Escapes & Counter Techniques (Gyaku waza)
Gyaku-waza [Escapes & Counter Techniques] Volume 16
Gyaku-waza is the art of protecting oneself against unprovoked acts of physical violence. The term, Gyaku-waza, literally means reversal-techniques, and describes a group of close-quarter self-defense practices originally developed to be used against being violently seized and controlled by an aggressive opponent.
Dating back to a time before the development and propagation of modern styles, these old-school self-defense practices are based entirely upon those original empty-handed and one-against-one domestic acts of physical violence, which habitually plagued the 19th century southern Chinese culture, from where this art evolved.
Gyaku-waza represents the pathway between physical engagement, responding appropriately and controlling or submitting an opponent, without the use of lethal force. Once cloaked in an iron-clad ritual of secrecy these time-honoured, and highly functional prescribed application practices, employ an impressive collection of fighting tactics ranging from percussive impact, joint manipulation, limb entanglement, nerve pressure and cavity seizing, to blood and air deprivation, balance displacement, and controlling an opponent in both a standing clinch and or on the ground.

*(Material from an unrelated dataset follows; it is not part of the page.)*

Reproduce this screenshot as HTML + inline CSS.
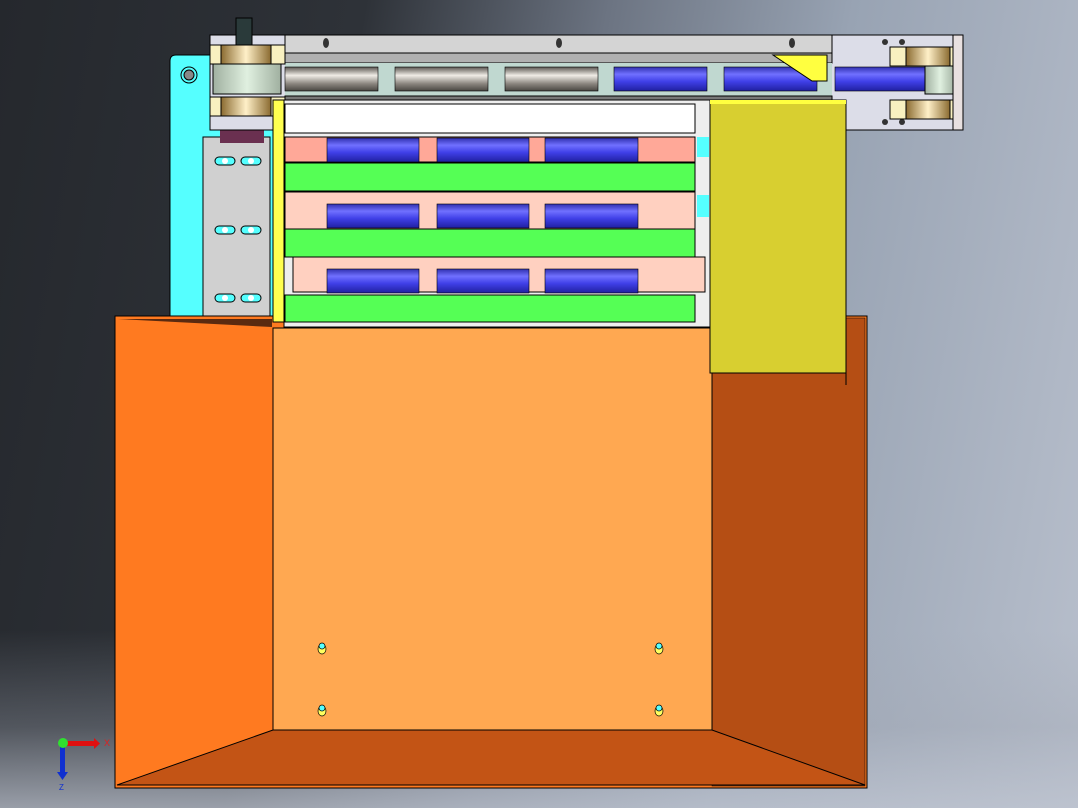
<!DOCTYPE html>
<html><head><meta charset="utf-8"><style>
html,body{margin:0;padding:0;width:1078px;height:808px;overflow:hidden}
body{background:linear-gradient(to top,rgba(190,196,208,.75) 0%,rgba(160,166,178,.35) 10%,rgba(0,0,0,0) 22%),linear-gradient(100deg,#25282d 0%,#2e3238 30%,#6c7482 50%,#98a3b3 70%,#b8bfcc 100%)}
svg{position:absolute;left:0;top:0}
</style></head><body>
<svg width="1078" height="808" viewBox="0 0 1078 808" xmlns="http://www.w3.org/2000/svg">
<defs>
<linearGradient id="bl" x1="0" y1="0" x2="0" y2="1"><stop offset="0" stop-color="#3030b0"/><stop offset=".3" stop-color="#7070ff"/><stop offset=".6" stop-color="#4040e8"/><stop offset="1" stop-color="#2020a0"/></linearGradient>
<linearGradient id="gr" x1="0" y1="0" x2="0" y2="1"><stop offset="0" stop-color="#5a5550"/><stop offset=".35" stop-color="#f0ece6"/><stop offset=".7" stop-color="#8a857e"/><stop offset="1" stop-color="#4a4742"/></linearGradient>
<linearGradient id="gd" x1="0" y1="0" x2="1" y2="0"><stop offset="0" stop-color="#8a6a30"/><stop offset=".5" stop-color="#fff0c8"/><stop offset="1" stop-color="#8a6a30"/></linearGradient>
<linearGradient id="pu" x1="0" y1="0" x2="1" y2="0"><stop offset="0" stop-color="#a0b0a0"/><stop offset=".5" stop-color="#e0f0e0"/><stop offset="1" stop-color="#a0b0a0"/></linearGradient>
</defs>
<!-- cyan plate -->
<path d="M176 55 H275 V320 H170 V61 Q170 55 176 55Z" fill="#55ffff" stroke="#000"/>
<circle cx="189" cy="75" r="8" fill="#55ffff" stroke="#000"/><circle cx="189" cy="75" r="5" fill="#888" stroke="#000"/>
<rect x="203" y="137" width="67" height="182" fill="#d0d0d0" stroke="#000"/>
<g fill="#55ffff" stroke="#000">
<rect x="215" y="157" width="20" height="8" rx="4"/><rect x="241" y="157" width="20" height="8" rx="4"/>
<rect x="215" y="226" width="20" height="8" rx="4"/><rect x="241" y="226" width="20" height="8" rx="4"/>
<rect x="215" y="294" width="20" height="8" rx="4"/><rect x="241" y="294" width="20" height="8" rx="4"/>
</g>
<g fill="#fff"><circle cx="225" cy="161" r="3"/><circle cx="251" cy="161" r="3"/><circle cx="225" cy="230" r="3"/><circle cx="251" cy="230" r="3"/><circle cx="225" cy="298" r="3"/><circle cx="251" cy="298" r="3"/></g>
<rect x="220" y="130" width="44" height="13" fill="#6a3050"/>
<!-- top rail -->
<rect x="210" y="35" width="753" height="95" fill="#dcdde8" stroke="#000"/>
<rect x="285" y="35" width="547" height="18" fill="#d4d4d4" stroke="#000"/>
<rect x="285" y="53" width="547" height="10" fill="#b0b0b0" stroke="#000"/>
<rect x="285" y="63" width="547" height="33" fill="#c0d8d0"/>
<rect x="285" y="96" width="547" height="8" fill="#777" stroke="#000"/>
<g stroke="#000" stroke-width=".6">
<rect x="285" y="67" width="93" height="24" fill="url(#gr)"/><rect x="395" y="67" width="93" height="24" fill="url(#gr)"/><rect x="505" y="67" width="93" height="24" fill="url(#gr)"/>
<rect x="614" y="67" width="93" height="24" fill="url(#bl)"/><rect x="724" y="67" width="93" height="24" fill="url(#bl)"/><rect x="835" y="67" width="92" height="24" fill="url(#bl)"/>
</g>
<path d="M773 55 L827 55 L827 81 L812 81Z" fill="#ffff40" stroke="#000"/>
<g fill="#333"><ellipse cx="326" cy="43" rx="3" ry="5"/><ellipse cx="559" cy="43" rx="3" ry="5"/><ellipse cx="792" cy="43" rx="3" ry="5"/>
<circle cx="885" cy="42" r="3"/><circle cx="902" cy="42" r="3"/><circle cx="885" cy="122" r="3"/><circle cx="902" cy="122" r="3"/></g>
<rect x="213" y="64" width="68" height="30" fill="url(#pu)" stroke="#000"/>
<rect x="925" y="66" width="30" height="28" fill="url(#pu)" stroke="#000"/>
<g stroke="#000"><rect x="210" y="45" width="75" height="19" fill="#f8f0c0"/><rect x="221" y="45" width="50" height="19" fill="url(#gd)"/>
<rect x="210" y="97" width="75" height="19" fill="#f8f0c0"/><rect x="221" y="97" width="50" height="19" fill="url(#gd)"/>
<rect x="890" y="47" width="68" height="19" fill="#f8f0c0"/><rect x="906" y="47" width="44" height="19" fill="url(#gd)"/>
<rect x="890" y="100" width="68" height="19" fill="#f8f0c0"/><rect x="906" y="100" width="44" height="19" fill="url(#gd)"/>
<rect x="236" y="18" width="16" height="27" fill="#2a3a3a"/></g>
<rect x="953" y="35" width="10" height="95" fill="#e8e0e0" stroke="#000"/>
<!-- box -->
<rect x="115" y="316" width="752" height="472" fill="#ff7a20" stroke="#000"/>
<rect x="712" y="318" width="153" height="468" fill="#b54e14" stroke="#000" stroke-width=".5"/>
<path d="M117 785 L273 730 L712 730 L865 785Z" fill="#c35415" stroke="#000"/>
<rect x="273" y="328" width="439" height="402" fill="#ffa851" stroke="#000"/>
<path d="M118 319 L272 319 L272 327 Z" fill="#5a2a10"/>
<!-- rows -->
<rect x="284" y="100" width="428" height="227" fill="#eee" stroke="#000"/>
<rect x="273" y="100" width="11" height="222" fill="#ffff50" stroke="#000"/>
<rect x="285" y="104" width="410" height="29" fill="#fff" stroke="#000"/>
<g stroke="#000">
<rect x="285" y="137" width="410" height="25" fill="#ffa898"/>
<rect x="285" y="163" width="410" height="28" fill="#55ff55"/>
<rect x="285" y="192" width="410" height="37" fill="#ffd0c0"/>
<rect x="285" y="229" width="410" height="28" fill="#55ff55"/>
<rect x="293" y="257" width="412" height="35" fill="#ffd0c0"/>
<rect x="285" y="295" width="410" height="27" fill="#55ff55"/>
</g>
<g stroke="#000" stroke-width=".6" fill="url(#bl)">
<rect x="327" y="138" width="92" height="24"/><rect x="437" y="138" width="92" height="24"/><rect x="545" y="138" width="93" height="24"/>
<rect x="327" y="204" width="92" height="24"/><rect x="437" y="204" width="92" height="24"/><rect x="545" y="204" width="93" height="24"/>
<rect x="327" y="269" width="92" height="24"/><rect x="437" y="269" width="92" height="24"/><rect x="545" y="269" width="93" height="24"/>
</g>
<rect x="697" y="137" width="12" height="20" fill="#55ffff"/><rect x="697" y="195" width="12" height="22" fill="#55ffff"/>
<rect x="710" y="100" width="136" height="273" fill="#d8cf30" stroke="#000"/>
<rect x="710" y="100" width="136" height="4" fill="#ffff40"/>
<line x1="846" y1="320" x2="846" y2="385" stroke="#000"/>
<g stroke="#000" stroke-width=".7"><ellipse cx="322" cy="649" rx="4" ry="5" fill="#ffff60"/><ellipse cx="659" cy="649" rx="4" ry="5" fill="#ffff60"/><ellipse cx="322" cy="711" rx="4" ry="5" fill="#ffff60"/><ellipse cx="659" cy="711" rx="4" ry="5" fill="#ffff60"/>
<circle cx="322" cy="646" r="3" fill="#55ffff"/><circle cx="659" cy="646" r="3" fill="#55ffff"/><circle cx="322" cy="708" r="3" fill="#55ffff"/><circle cx="659" cy="708" r="3" fill="#55ffff"/></g>
<!-- triad -->
<rect x="64" y="741" width="30" height="5" fill="#e01010"/><path d="M94 738 L100 743.5 L94 749Z" fill="#e01010"/>
<rect x="60" y="743" width="5" height="30" fill="#1030d0"/><path d="M57 772 L62.5 780 L68 772Z" fill="#1030d0"/>
<circle cx="63" cy="743" r="5" fill="#30e030"/>
<text x="104" y="746" font-family="Liberation Sans,sans-serif" font-size="9" fill="#e02020">X</text>
<text x="59" y="790" font-family="Liberation Sans,sans-serif" font-size="8" fill="#1030d0">Z</text>
</svg>
</body></html>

The attack scenarios range from the classical wrist, hair and garment grabs, being seized from various standing positions, the dangerous clinch, headlock, full nelson, and various kinds of bear hugs, to different kinds of chokes, joint-locks and limb manipulations, single/double leg takedown, and defending oneself on the ground, including escaping the mount, passing the guard and dealing with back control, along with being punched and kicked in the face by the attacker while down.
From a defensive point of view, Gyaku-waza is a complete method in and of itself without the need for additional measures.